- Fall of Aden (2026): Part of the 2025–2026 southern Yemen campaign and the Southern Transitional Council conflict of the Yemeni civil war (2014–present)
| Date | 7 January 2026 |
| Location | Aden, Yemen |
| Result | PLC–Saudi victory; Collapse of the STC; |
| Territorial changes | PLC takes full control of Aden and surrounding governorates |

Belligerents
- Yemeni Government (PLC) Saudi Arabia: Southern Transitional Council (STC)

Commanders and leaders

= Fall of Aden (2026) =

Battle in the Yemeni Civil War

On 7 January 2026, the Yemeni government (Presidential Leadership Council, or PLC) forces captured the Southern Transitional Council's de facto capital, Aden, resulting in the STC's reported dissolution and the collapse of the group's forces in the area. The city's capture was the culmination of a government counteroffensive against the STC that had previously captured Hadhramaut and al-Mahrah Governorates amid Saudi airstrikes against STC positions. Following Aden's capture, the secretary-general of the STC announced its dissolution and its leader Aidarus al-Zoubaidi fled to the United Arab Emirates.

==Background==
Aden has changed hands several times over the course of the current civil war. In 2015, it was designated as the "temporary capital" of Yemen following the Houthi takeover of Sanaa. A few weeks later, the Battle of Aden broke out between the Houthis and PLC. Despite Abdrabbuh Mansour Hadi fleeing Aden, the government forces successfully recaptured the city and drove the Houthis out of the surrounding area. In 2018, the STC gained control of Aden and has held the city since.

===2025–2026 offensive===
A 2025 offensive by the STC gained large swathes of territory in southern and eastern Yemen. In early 2026, the Saudi-backed PLC launched a counteroffensive that took back much of the land in eastern Yemen with the assistance of Saudi airstrikes. On 7 January, the Saudi-backed forces began advancing towards Aden, launching airstrikes against STC forces in the region.

==Battle==
On 7 January 2026, Saudi Arabia launched airstrikes against the UAE-backed STC forces around Aden. The government army first entered the area at Al-Alam and moved into the city from there. PLC forces captured the city's international airport and the presidential palace.
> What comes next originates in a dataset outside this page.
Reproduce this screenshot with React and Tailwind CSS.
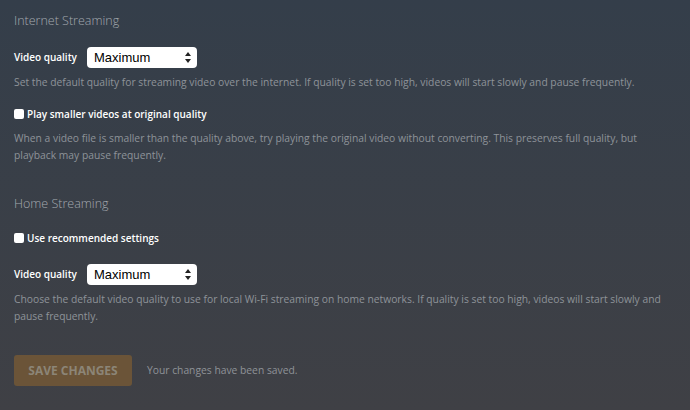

The PLC claimed total control over the city and all districts of the governorate, but the STC denied these claims, saying that they still held control over some areas.

==Aftermath==
After Aden's fall to the PLC, Zoubaidi went missing for a brief period of time. He had been expected to fly to Riyadh for peace talks but did not arrive to board his plane. The Yemeni government charged Zoubaidi with high treason on 7 January. On 8 January, Saudi Arabia claimed that Zoubaidi had fled Aden by boat during the night to Somaliland, where he was then flown to the UAE via Mogadishu. The STC maintains that Zoubaidi remains in Aden.

A curfew was imposed on the city on 7 January after the battle, and was lifted on 9 January. The flag of Yemen was raised over government buildings in the city by PLC troops.

On 9 January, the STC was reportedly dissolved by its secretary-general. However, others in the group's leadership have refuted this, claiming that the STC is still active.